Vi y escuché el debate de investidura de la nueva presidenta del Gobierno de la Comunidad de Madrid, Isabel Díaz Ayuso. Obvio las circunstancias ya conocidas que concurren en la personalidad de esta joven comunicadora. Quisiera centrarme, más bien, en lo que vi y escuché, dicho por ella o por su socia, Rocío Monasterio, líder de Vox en el Parlamento de dicha Comunidad.

El primer discurso, el de su programa, fue dicho por Isabel Díaz Ayuso con una monotonía de notario. Parecía que se lo estaba leyendo a alguien en concreto, quizá a su socia Monasterio, por si ésta en algún momento hallara a faltar algunos de los puntos acordados en una negociación que duró alrededor de tres meses. Me sorprendió esa desgana. Me sorprendió, también, que ni en esta parte de la investidura ni en la sesión siguiente, acudiera a darle besos o parabienes su líder, Pablo Casado, que la aupó a esta posición tan prominente.

Fue, pues, el discurso de la monotonía. Esa desgana fue premiada por los suyos y aceptada con un "ya veremos" por sus socios, que al día siguiente tuvieron otra sesión de comprobación: ¿estaba Díaz Ayuso a la altura de las circunstancias? Ella se empleó a fondo en las respuestas a cada uno de sus socios y de sus contrincantes. Ya no leyó. Utilizó todas las armas dialécticas para arremeter contra la bancada de izquierdas, superando incluso en beligerancia a la líder de Vox, que desde su superioridad patriótica lanzó un discurso que parecía el desglose del eslogan Dios, Patria y Rey.

Ustedes habrán leído o escuchado los diversos discursos, los de Díaz Ayuso y Monasterio, en concreto, y habrán tomado sus determinaciones sobre qué significó cada uno.
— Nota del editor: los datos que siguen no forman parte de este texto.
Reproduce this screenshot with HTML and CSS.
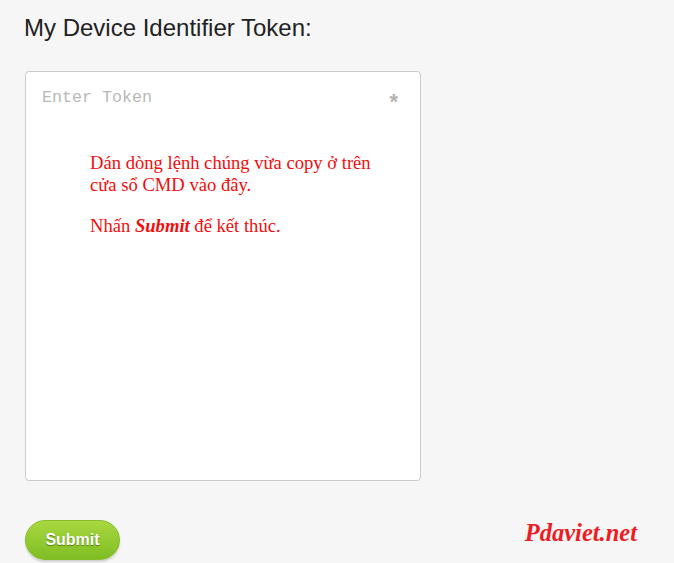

Yo adelanto mi percepción: fueron dos discursos plenamente reaccionarios que en algunos de sus tiempos fueron francamente insultantes para los diputados o formaciones que se les oponen tanto a la líder popular ahora presidenta de la Comunidad como a su sustento más tramontano, la portavoz de Vox.

Fueron palabras como puños, como resumió Fernando del Rey su colección de discursos ultras dichos en las Cortes o fuera de ellas en la época en la que España se abocaba a una contienda incivil, por decirlo con palabras que fueron de don Juan Marichal, nuestro ilustre intelectual republicano. En el terrible vocabulario, lleno de invectivas y descalificaciones contra los que no comparten su pensamiento o sus ideas, incluyeron palabras de grueso calado, como si ante ellas hubiera delincuentes o presuntos delincuentes, malvados que estaban en el hemiciclo y en la política para destruir España.

En un momento determinado, subida al caballo de su razonamiento sin réplica, la nueva presidenta de Madrid calificó al líder de Más Madrid, Íñigo Errejón, como "el mayor traidor de la política española". Se refería, y así lo dijo, a que el joven político había decidido, meses atrás, abandonar la formación que lidera su antiguo amigo Pablo Iglesias. Esa expresión, traidor, levantó en mi, la sensación de que la convivencia chirriaba sobre un artefacto oxidado. Si eso se dice todo está permitido. Traidor. Palabra tan peligrosa que habría que comprarla y decirla con receta.

Con esa palabra en mi mente fui a una cena de amigos. Uno de ellos me contó qué pasó con su abuelo republicano, fusilado por sus ideas en 1936, en Tenerife. Se llamaba Isidro Navarro, era secretario del Gobierno Civil. Desde el último 27 de marzo hay una placa en el Parlamento de Canarias que dice: "En memoria de las personas que sufrieron en este lugar consejos de guerra con condenas a muerte y penas de prisión o represión por defender la libertad y la democracia". Una de esas personas fue Isidro Navarro. El certificado de su defunción, producida por fusilamiento, decía que había muerto por "hemorragia masiva". Y la razón por la que le llegó la pena fue porque había cometido "rebelión" contra la patria. Un traidor, pues. Lo llevaron al paredón los sublevados, ellos sí rebeldes o traidores a la patria a la que habían jurado servir.

Hay palabras que tienen dentro un alimento incivil que nutre el demonio oscuro de la ignorancia.